China's Yaxi gets the title of 'slow city'
Beijing: Yaxi, a tiny village with a population of just 20,000 in China's Jiangsu province, has been given the title of "slow city" by a global organisation that researches on life in places which have resisted the fast-moving world.
Cittaslow International celebrates diversity of culture and specialties of a town, which has resisted "the fast-lane, homogenised world so often seen in other cities throughout the world".
It has classified cities in Australia, Austria, Belgium, Canada, Denmark, France, Germany, Italy, the Netherlands, New Zealand, Norway, Poland, Portugal, Spain, South Africa, South Korea, Sweden, Turkey, Britain and the US.
Cittaslow, a movement that started in Italy in 1999, categorises places where there is a "slow and healthy succession of seasons", "authenticity of products and good food", richness in "fascinating craft traditions of valuable works of art", "places of the spirit and unspoiled landscapes", "characterised by spontaneity of religious rites, respect of traditions through the joy of a slow and quiet living".
Now Yaxi, a tiny village in Jiangsu, has been given the title of "slow city".
Even though teenagers of Yaxi are impatient with the leisurely pace of hometown life and there is no nightlife to speak of, no bright lights, no excitement and they cannot wait to grow up and leave for the urban attractions of the big cities, it is this laidback lifestyle that has attracted international attention, the China Daily reported.
Residents at Yaxi are, however, unfazed and pretty much unimpressed by the honour. To them, life has been like this for as long as they can remember.
"Slow city? That sounds like us," says 81-year-old Mei Weibing, whose shoe shop in Old Street has been around for more than 50 years.
Mei does not believe in mass production and three of his sons and their wives help out in the family business, learning the vanishing trade in the process. Every cloth shoe is painstakingly hand-stitched and Mei proudly declares: "I spend three days making one perfect pair of shoes."
The award is only a confirmation of the effort to preserve a country-like atmosphere where growth is limited, chain stores are discouraged and civic life revolves around a close-knit society.
Unlike retired people in urban centres who find too much time on their hands, Mei is too busy to be bored.
"I learnt how to make shoes when I was 13," says Mei. "I picked up the skill in the countryside while hiding from Japanese soldiers during the war and I have used this skill all my life."
But things are changing. It takes longer to make a pair of shoes now.
"Hand-stitched soles are no longer available in the local market, and that means I have to make them from scratch," says Mei. A radio keeps him company as he works and he proudly says the local station has just started all-day broadcasts from November.
Nobody living in this little county had, however, heard of Cittaslow.
"The first time I heard the term was in July, when the vice-president of Cittaslow, Angelo Vassallo, visited Yaxi," says Zuo Niansheng, chief editor of local newspaper Gaochun Today.
"Vassallo was deeply impressed by this village's natural and cultural resources and said it perfectly fitted the requirements for a slow city.

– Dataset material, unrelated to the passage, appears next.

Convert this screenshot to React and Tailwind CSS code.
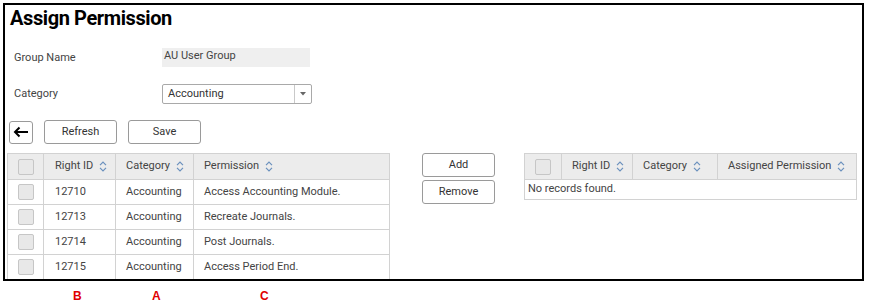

That was how Yaxi became connected with Cittaslow," he said.
Cittaslow was founded as a spin-off from the Slow Food movement which started in 1986 as a protest against the first McDonald's in Rome. The movement championed a return to healthy, nutritious home-grown, home-cooked food.
Slow Food has since expanded globally to over 130 countries. There are now 135 accredited slow cities in 24 countries.
"The criteria is very selective at the moment, and no town or city with more than 50,000 residents can be called a slow city," says Cittaslow chairman Pier Giorgio Oliveti.
But the slow city label has drawn criticism from some quarters.
Zuo says: "In ancient times, we used to be a famous trading port as merchants from Anhui province congregated here to do business. But with the advance and development of land transport, we were left behind.